»»

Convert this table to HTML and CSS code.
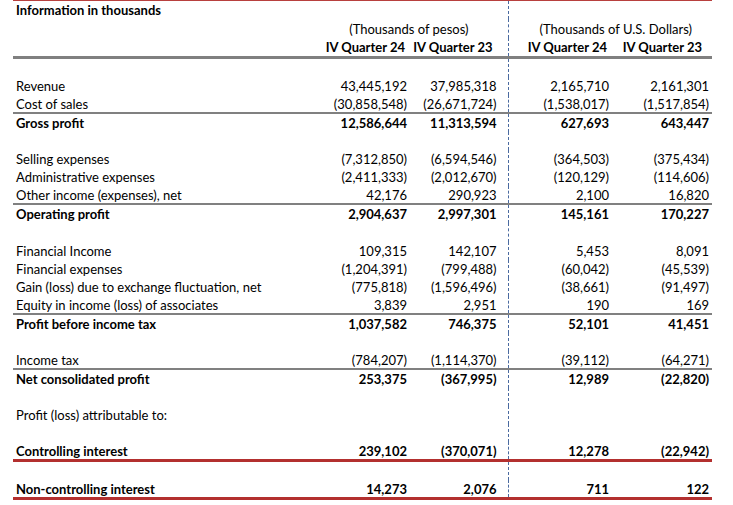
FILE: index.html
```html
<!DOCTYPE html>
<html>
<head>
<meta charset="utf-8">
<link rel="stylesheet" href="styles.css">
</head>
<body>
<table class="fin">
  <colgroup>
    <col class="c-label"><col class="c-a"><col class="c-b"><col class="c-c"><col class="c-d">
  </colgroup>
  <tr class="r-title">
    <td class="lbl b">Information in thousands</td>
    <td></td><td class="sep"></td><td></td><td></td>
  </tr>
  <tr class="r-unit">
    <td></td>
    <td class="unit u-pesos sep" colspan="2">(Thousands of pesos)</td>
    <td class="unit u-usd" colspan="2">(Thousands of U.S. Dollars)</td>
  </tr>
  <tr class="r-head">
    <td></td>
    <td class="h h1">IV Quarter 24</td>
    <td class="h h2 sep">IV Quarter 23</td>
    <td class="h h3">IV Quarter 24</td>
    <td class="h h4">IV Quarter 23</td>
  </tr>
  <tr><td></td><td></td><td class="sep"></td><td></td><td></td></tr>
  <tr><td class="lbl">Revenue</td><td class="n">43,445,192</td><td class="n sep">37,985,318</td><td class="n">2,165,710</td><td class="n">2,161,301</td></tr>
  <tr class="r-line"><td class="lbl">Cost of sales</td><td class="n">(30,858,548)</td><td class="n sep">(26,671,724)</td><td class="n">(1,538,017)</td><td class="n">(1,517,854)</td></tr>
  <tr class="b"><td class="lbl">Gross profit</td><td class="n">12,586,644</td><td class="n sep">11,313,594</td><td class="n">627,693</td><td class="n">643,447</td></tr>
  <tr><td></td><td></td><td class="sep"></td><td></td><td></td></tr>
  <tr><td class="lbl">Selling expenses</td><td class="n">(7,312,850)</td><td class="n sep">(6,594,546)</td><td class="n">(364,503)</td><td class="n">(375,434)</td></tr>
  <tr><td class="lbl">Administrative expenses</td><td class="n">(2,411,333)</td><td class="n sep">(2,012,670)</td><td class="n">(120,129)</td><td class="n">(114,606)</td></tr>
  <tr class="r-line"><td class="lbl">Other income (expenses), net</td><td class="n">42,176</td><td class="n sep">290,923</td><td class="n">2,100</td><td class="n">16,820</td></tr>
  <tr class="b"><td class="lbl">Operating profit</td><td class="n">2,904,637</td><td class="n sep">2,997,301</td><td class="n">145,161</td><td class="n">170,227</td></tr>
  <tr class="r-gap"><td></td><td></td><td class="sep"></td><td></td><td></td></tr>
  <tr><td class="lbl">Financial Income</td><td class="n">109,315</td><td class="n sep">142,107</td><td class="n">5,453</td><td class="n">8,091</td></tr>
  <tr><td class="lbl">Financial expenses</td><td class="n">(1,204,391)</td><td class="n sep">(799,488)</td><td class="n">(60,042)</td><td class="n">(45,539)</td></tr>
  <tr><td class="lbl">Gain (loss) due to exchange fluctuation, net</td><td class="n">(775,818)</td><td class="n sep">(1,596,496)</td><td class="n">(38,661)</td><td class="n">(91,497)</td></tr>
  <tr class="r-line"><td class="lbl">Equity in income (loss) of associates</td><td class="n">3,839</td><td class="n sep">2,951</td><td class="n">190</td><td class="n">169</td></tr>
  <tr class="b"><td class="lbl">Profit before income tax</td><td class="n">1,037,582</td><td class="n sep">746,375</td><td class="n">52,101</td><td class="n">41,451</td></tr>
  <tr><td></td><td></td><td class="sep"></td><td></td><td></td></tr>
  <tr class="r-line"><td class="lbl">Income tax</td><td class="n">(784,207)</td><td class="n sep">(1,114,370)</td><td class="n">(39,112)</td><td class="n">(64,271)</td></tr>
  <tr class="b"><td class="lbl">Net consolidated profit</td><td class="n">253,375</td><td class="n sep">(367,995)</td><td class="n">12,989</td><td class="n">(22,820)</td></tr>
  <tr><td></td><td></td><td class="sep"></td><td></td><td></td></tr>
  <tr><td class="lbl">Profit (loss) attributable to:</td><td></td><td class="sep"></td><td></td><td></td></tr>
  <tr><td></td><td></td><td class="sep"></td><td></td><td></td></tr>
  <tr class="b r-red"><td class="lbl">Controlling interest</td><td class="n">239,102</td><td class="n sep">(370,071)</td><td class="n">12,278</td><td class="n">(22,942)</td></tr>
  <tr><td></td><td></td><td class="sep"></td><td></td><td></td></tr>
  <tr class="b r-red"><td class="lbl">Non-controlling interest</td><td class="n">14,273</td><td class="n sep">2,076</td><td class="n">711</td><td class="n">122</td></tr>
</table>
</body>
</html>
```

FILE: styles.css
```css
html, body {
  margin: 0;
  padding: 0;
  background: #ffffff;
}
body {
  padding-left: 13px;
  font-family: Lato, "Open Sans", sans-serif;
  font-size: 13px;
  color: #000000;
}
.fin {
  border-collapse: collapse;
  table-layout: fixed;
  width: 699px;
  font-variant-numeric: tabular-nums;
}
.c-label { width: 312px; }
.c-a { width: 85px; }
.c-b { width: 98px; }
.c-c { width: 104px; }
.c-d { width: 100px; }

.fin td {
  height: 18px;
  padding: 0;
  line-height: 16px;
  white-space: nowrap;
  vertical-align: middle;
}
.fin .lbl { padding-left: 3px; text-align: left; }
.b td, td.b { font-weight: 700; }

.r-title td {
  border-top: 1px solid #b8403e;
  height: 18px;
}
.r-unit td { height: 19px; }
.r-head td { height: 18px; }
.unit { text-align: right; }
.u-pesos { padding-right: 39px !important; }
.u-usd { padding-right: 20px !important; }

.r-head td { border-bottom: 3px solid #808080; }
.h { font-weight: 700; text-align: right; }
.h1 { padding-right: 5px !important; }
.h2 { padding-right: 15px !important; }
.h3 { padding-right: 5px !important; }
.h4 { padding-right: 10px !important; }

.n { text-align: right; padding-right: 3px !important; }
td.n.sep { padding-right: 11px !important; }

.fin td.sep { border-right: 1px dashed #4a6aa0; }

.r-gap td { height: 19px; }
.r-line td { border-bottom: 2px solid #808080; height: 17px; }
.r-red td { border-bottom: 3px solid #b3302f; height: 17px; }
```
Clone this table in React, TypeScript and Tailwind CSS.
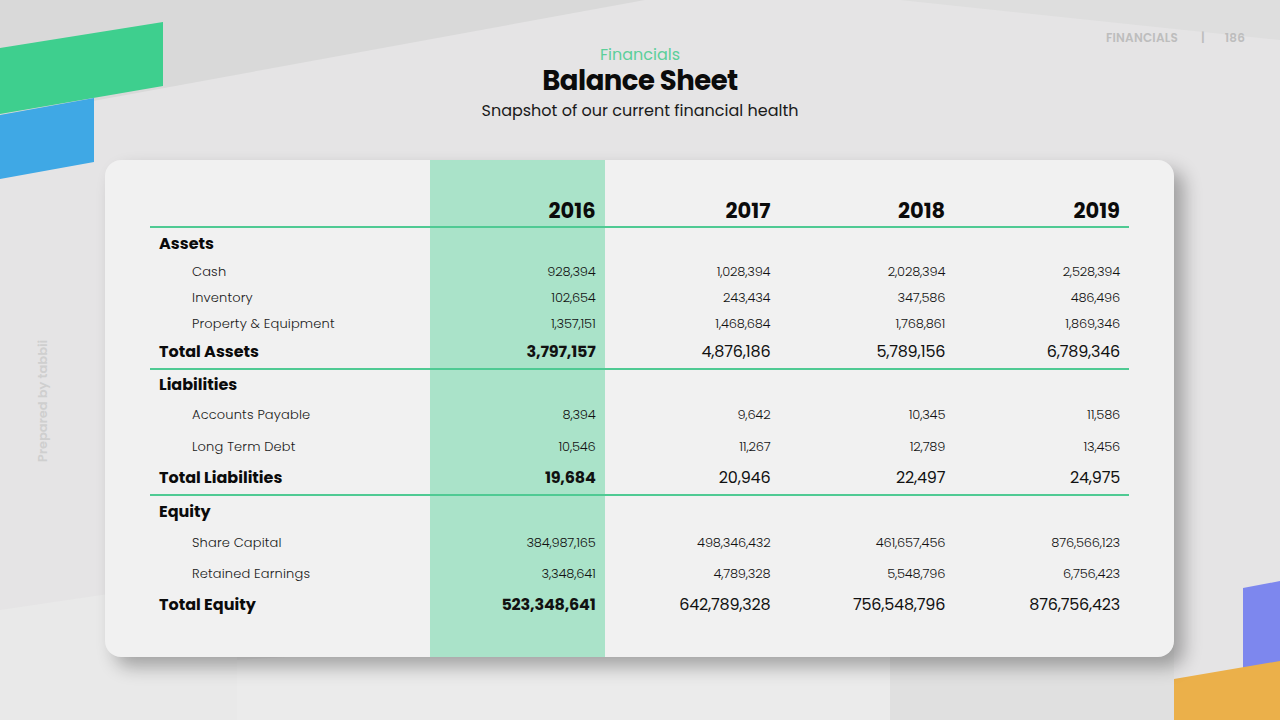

««

● **Written instruction**
Write out the entries above verbatim; the pictures do not belong in your copy.

● **Result for this task**
Convert this table to HTML and CSS code.
FILE: index.html
```html
<!DOCTYPE html>
<html>
<head>
<meta charset="utf-8">
<link rel="stylesheet" href="styles.css">
</head>
<body>
<table class="fin">
  <colgroup>
    <col class="c-label"><col class="c-a"><col class="c-b"><col class="c-c"><col class="c-d">
  </colgroup>
  <tr class="r-title">
    <td class="lbl b">Information in thousands</td>
    <td></td><td class="sep"></td><td></td><td></td>
  </tr>
  <tr class="r-unit">
    <td></td>
    <td class="unit u-pesos sep" colspan="2">(Thousands of pesos)</td>
    <td class="unit u-usd" colspan="2">(Thousands of U.S. Dollars)</td>
  </tr>
  <tr class="r-head">
    <td></td>
    <td class="h h1">IV Quarter 24</td>
    <td class="h h2 sep">IV Quarter 23</td>
    <td class="h h3">IV Quarter 24</td>
    <td class="h h4">IV Quarter 23</td>
  </tr>
  <tr><td></td><td></td><td class="sep"></td><td></td><td></td></tr>
  <tr><td class="lbl">Revenue</td><td class="n">43,445,192</td><td class="n sep">37,985,318</td><td class="n">2,165,710</td><td class="n">2,161,301</td></tr>
  <tr class="r-line"><td class="lbl">Cost of sales</td><td class="n">(30,858,548)</td><td class="n sep">(26,671,724)</td><td class="n">(1,538,017)</td><td class="n">(1,517,854)</td></tr>
  <tr class="b"><td class="lbl">Gross profit</td><td class="n">12,586,644</td><td class="n sep">11,313,594</td><td class="n">627,693</td><td class="n">643,447</td></tr>
  <tr><td></td><td></td><td class="sep"></td><td></td><td></td></tr>
  <tr><td class="lbl">Selling expenses</td><td class="n">(7,312,850)</td><td class="n sep">(6,594,546)</td><td class="n">(364,503)</td><td class="n">(375,434)</td></tr>
  <tr><td class="lbl">Administrative expenses</td><td class="n">(2,411,333)</td><td class="n sep">(2,012,670)</td><td class="n">(120,129)</td><td class="n">(114,606)</td></tr>
  <tr class="r-line"><td class="lbl">Other income (expenses), net</td><td class="n">42,176</td><td class="n sep">290,923</td><td class="n">2,100</td><td class="n">16,820</td></tr>
  <tr class="b"><td class="lbl">Operating profit</td><td class="n">2,904,637</td><td class="n sep">2,997,301</td><td class="n">145,161</td><td class="n">170,227</td></tr>
  <tr class="r-gap"><td></td><td></td><td class="sep"></td><td></td><td></td></tr>
  <tr><td class="lbl">Financial Income</td><td class="n">109,315</td><td class="n sep">142,107</td><td class="n">5,453</td><td class="n">8,091</td></tr>
  <tr><td class="lbl">Financial expenses</td><td class="n">(1,204,391)</td><td class="n sep">(799,488)</td><td class="n">(60,042)</td><td class="n">(45,539)</td></tr>
  <tr><td class="lbl">Gain (loss) due to exchange fluctuation, net</td><td class="n">(775,818)</td><td class="n sep">(1,596,496)</td><td class="n">(38,661)</td><td class="n">(91,497)</td></tr>
  <tr class="r-line"><td class="lbl">Equity in income (loss) of associates</td><td class="n">3,839</td><td class="n sep">2,951</td><td class="n">190</td><td class="n">169</td></tr>
  <tr class="b"><td class="lbl">Profit before income tax</td><td class="n">1,037,582</td><td class="n sep">746,375</td><td class="n">52,101</td><td class="n">41,451</td></tr>
  <tr><td></td><td></td><td class="sep"></td><td></td><td></td></tr>
  <tr class="r-line"><td class="lbl">Income tax</td><td class="n">(784,207)</td><td class="n sep">(1,114,370)</td><td class="n">(39,112)</td><td class="n">(64,271)</td></tr>
  <tr class="b"><td class="lbl">Net consolidated profit</td><td class="n">253,375</td><td class="n sep">(367,995)</td><td class="n">12,989</td><td class="n">(22,820)</td></tr>
  <tr><td></td><td></td><td class="sep"></td><td></td><td></td></tr>
  <tr><td class="lbl">Profit (loss) attributable to:</td><td></td><td class="sep"></td><td></td><td></td></tr>
  <tr><td></td><td></td><td class="sep"></td><td></td><td></td></tr>
  <tr class="b r-red"><td class="lbl">Controlling interest</td><td class="n">239,102</td><td class="n sep">(370,071)</td><td class="n">12,278</td><td class="n">(22,942)</td></tr>
  <tr><td></td><td></td><td class="sep"></td><td></td><td></td></tr>
  <tr class="b r-red"><td class="lbl">Non-controlling interest</td><td class="n">14,273</td><td class="n sep">2,076</td><td class="n">711</td><td class="n">122</td></tr>
</table>
</body>
</html>
```

FILE: styles.css
```css
html, body {
  margin: 0;
  padding: 0;
  background: #ffffff;
}
body {
  padding-left: 13px;
  font-family: Lato, "Open Sans", sans-serif;
  font-size: 13px;
  color: #000000;
}
.fin {
  border-collapse: collapse;
  table-layout: fixed;
  width: 699px;
  font-variant-numeric: tabular-nums;
}
.c-label { width: 312px; }
.c-a { width: 85px; }
.c-b { width: 98px; }
.c-c { width: 104px; }
.c-d { width: 100px; }

.fin td {
  height: 18px;
  padding: 0;
  line-height: 16px;
  white-space: nowrap;
  vertical-align: middle;
}
.fin .lbl { padding-left: 3px; text-align: left; }
.b td, td.b { font-weight: 700; }

.r-title td {
  border-top: 1px solid #b8403e;
  height: 18px;
}
.r-unit td { height: 19px; }
.r-head td { height: 18px; }
.unit { text-align: right; }
.u-pesos { padding-right: 39px !important; }
.u-usd { padding-right: 20px !important; }

.r-head td { border-bottom: 3px solid #808080; }
.h { font-weight: 700; text-align: right; }
.h1 { padding-right: 5px !important; }
.h2 { padding-right: 15px !important; }
.h3 { padding-right: 5px !important; }
.h4 { padding-right: 10px !important; }

.n { text-align: right; padding-right: 3px !important; }
td.n.sep { padding-right: 11px !important; }

.fin td.sep { border-right: 1px dashed #4a6aa0; }

.r-gap td { height: 19px; }
.r-line td { border-bottom: 2px solid #808080; height: 17px; }
.r-red td { border-bottom: 3px solid #b3302f; height: 17px; }
```
Clone this table in React, TypeScript and Tailwind CSS.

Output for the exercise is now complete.